The key to the art? Or to understanding him? "I would definitely have to say my Free Bird on my neck, you know, basically just illustrating that no matter what kind of hard times you go through and the downs that you have, the negative vibes that are around you, what people think about you -- that you'll always be free. I'm free-minded, free-spirited. Free." And when he says, "I really don't care if nobody understands me," you believe him.
The sun stares down and the palms rattle and across the water the cruise ships tower white as snow and the turkey vultures wheel and turn above the five-star hotels.

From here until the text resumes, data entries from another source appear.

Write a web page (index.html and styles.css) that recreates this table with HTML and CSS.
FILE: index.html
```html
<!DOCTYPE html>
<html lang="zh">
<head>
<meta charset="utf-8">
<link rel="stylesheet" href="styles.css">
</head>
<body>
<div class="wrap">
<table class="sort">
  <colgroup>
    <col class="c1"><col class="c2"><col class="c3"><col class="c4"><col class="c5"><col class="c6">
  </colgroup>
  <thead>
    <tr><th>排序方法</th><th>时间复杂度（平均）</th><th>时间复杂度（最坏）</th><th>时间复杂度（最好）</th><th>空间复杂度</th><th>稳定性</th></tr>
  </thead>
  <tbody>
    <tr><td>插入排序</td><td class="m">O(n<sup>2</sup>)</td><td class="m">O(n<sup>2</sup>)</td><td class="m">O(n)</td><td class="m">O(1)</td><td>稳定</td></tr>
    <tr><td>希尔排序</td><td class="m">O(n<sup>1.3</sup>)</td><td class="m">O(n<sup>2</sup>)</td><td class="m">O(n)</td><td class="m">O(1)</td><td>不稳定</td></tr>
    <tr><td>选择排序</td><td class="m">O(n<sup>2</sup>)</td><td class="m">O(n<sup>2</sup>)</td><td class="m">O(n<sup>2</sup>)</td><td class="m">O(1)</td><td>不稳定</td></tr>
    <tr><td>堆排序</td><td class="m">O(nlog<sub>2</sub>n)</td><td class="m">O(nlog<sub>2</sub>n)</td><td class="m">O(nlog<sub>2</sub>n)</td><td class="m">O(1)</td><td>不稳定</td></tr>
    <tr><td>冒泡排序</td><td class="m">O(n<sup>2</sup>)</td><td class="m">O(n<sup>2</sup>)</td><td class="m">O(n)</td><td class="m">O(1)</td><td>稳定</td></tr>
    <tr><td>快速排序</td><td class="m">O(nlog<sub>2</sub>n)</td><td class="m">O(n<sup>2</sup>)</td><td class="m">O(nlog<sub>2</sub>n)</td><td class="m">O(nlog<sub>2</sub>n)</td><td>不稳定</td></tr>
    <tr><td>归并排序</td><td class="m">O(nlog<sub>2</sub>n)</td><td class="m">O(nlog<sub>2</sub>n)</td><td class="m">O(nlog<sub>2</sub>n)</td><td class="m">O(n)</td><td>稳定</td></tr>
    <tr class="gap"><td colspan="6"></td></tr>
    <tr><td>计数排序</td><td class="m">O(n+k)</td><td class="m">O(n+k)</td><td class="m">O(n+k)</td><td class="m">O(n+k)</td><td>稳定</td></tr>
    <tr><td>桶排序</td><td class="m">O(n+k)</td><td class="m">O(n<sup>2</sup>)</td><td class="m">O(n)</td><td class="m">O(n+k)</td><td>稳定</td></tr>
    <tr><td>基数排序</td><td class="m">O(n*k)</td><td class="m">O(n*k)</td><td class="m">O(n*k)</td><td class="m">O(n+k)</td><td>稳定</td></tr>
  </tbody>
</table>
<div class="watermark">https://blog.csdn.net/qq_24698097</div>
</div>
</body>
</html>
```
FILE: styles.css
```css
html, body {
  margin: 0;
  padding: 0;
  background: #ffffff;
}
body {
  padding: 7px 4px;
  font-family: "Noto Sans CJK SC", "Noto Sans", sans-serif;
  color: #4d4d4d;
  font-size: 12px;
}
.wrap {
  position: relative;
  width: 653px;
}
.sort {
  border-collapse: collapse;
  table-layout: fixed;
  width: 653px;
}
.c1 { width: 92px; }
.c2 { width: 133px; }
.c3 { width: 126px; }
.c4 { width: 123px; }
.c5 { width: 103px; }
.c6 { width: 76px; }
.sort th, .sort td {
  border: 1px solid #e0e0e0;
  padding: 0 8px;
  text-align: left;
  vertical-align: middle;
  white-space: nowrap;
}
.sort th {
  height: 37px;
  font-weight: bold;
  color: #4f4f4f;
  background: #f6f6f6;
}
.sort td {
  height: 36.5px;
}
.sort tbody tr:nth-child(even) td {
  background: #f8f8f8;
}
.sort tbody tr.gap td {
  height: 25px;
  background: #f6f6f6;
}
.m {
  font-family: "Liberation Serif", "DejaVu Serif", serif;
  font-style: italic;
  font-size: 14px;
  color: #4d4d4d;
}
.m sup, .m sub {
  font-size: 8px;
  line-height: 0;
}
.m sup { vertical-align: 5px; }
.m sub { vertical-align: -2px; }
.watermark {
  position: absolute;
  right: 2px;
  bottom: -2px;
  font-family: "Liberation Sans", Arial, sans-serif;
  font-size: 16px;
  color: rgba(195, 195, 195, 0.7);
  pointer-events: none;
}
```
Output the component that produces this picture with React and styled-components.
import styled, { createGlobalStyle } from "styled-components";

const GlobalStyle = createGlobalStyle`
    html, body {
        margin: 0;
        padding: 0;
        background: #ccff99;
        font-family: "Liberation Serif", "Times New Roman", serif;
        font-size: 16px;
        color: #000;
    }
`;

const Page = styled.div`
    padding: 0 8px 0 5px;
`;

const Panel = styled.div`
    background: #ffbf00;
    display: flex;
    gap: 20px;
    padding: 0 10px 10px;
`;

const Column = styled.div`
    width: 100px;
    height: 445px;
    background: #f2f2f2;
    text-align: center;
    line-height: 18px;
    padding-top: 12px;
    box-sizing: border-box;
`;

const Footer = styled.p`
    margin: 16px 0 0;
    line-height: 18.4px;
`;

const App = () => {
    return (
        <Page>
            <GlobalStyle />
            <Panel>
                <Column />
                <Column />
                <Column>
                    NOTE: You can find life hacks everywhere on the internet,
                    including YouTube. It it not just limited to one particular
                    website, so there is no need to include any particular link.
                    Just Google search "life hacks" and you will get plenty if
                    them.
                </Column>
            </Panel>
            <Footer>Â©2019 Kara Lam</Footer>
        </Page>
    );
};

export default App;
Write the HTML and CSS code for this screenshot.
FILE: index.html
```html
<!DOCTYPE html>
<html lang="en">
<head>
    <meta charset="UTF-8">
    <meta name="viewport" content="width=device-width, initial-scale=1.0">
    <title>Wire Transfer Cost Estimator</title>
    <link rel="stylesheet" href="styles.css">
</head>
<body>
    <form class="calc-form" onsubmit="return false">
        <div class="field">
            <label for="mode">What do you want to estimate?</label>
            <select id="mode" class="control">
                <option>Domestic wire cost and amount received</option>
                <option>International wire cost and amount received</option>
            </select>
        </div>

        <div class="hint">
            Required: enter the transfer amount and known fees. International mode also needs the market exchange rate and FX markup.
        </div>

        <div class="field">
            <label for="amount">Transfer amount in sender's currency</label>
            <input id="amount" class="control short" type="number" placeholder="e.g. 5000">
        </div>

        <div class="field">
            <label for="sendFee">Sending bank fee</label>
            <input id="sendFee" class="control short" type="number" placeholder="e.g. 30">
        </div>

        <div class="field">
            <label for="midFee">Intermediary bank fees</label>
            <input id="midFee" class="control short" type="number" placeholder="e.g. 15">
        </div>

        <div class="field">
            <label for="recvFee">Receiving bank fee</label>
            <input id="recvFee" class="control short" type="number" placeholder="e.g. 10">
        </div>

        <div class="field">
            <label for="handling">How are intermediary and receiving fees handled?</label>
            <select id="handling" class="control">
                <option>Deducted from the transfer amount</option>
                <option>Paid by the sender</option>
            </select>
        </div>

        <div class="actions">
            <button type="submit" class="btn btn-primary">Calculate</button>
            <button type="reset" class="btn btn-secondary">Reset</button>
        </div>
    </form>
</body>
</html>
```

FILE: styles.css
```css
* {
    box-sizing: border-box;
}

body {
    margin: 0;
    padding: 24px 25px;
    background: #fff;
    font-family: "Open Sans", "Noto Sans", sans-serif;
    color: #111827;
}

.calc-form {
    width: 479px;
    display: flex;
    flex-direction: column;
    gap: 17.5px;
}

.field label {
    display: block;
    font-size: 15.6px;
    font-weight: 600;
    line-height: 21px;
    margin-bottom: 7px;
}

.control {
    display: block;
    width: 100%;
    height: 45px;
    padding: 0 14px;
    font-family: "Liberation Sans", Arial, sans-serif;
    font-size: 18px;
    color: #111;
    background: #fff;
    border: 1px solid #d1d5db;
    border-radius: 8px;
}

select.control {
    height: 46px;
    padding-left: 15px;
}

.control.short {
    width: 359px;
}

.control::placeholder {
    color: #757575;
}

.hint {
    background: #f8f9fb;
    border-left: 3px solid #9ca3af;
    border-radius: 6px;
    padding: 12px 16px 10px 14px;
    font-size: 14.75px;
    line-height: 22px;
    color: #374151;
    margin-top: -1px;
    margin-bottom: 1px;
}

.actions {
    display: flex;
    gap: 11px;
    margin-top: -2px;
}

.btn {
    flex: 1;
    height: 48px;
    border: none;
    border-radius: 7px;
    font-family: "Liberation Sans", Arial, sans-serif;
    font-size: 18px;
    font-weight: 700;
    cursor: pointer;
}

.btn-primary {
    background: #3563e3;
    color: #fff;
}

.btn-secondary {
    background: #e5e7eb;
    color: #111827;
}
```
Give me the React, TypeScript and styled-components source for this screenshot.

Back on stage, last season's NBA champions sway and fidget to Pharrell Williams' "Happy." They clown and scowl and sing and clap. LeBron looks out over the heads of the crowd, looks far off into the dazzle and absently mouths the words. Here come bad news talkin' this and that. It is the worst most beautiful place ever. Then the Family Festival is over and there is nothing left for anyone to do but drive home and win another championship. Bosh. LeBron. Wade. Allen. Chris Andersen, the Birdman, is neither the first nor the last to leave the stage. The fans keep watching long after the music ends and he walks away with the others, up the ramp and past the arena, the fans watching even when it's impossible to see him, crossing the sand and trailing a long shadow, rising out of sight against the horizon of the sea. He has let go of everything that ever let go of him.
The next tattoo, already sketched and laid out for the length of his calf, is the Larry O'Brien Trophy.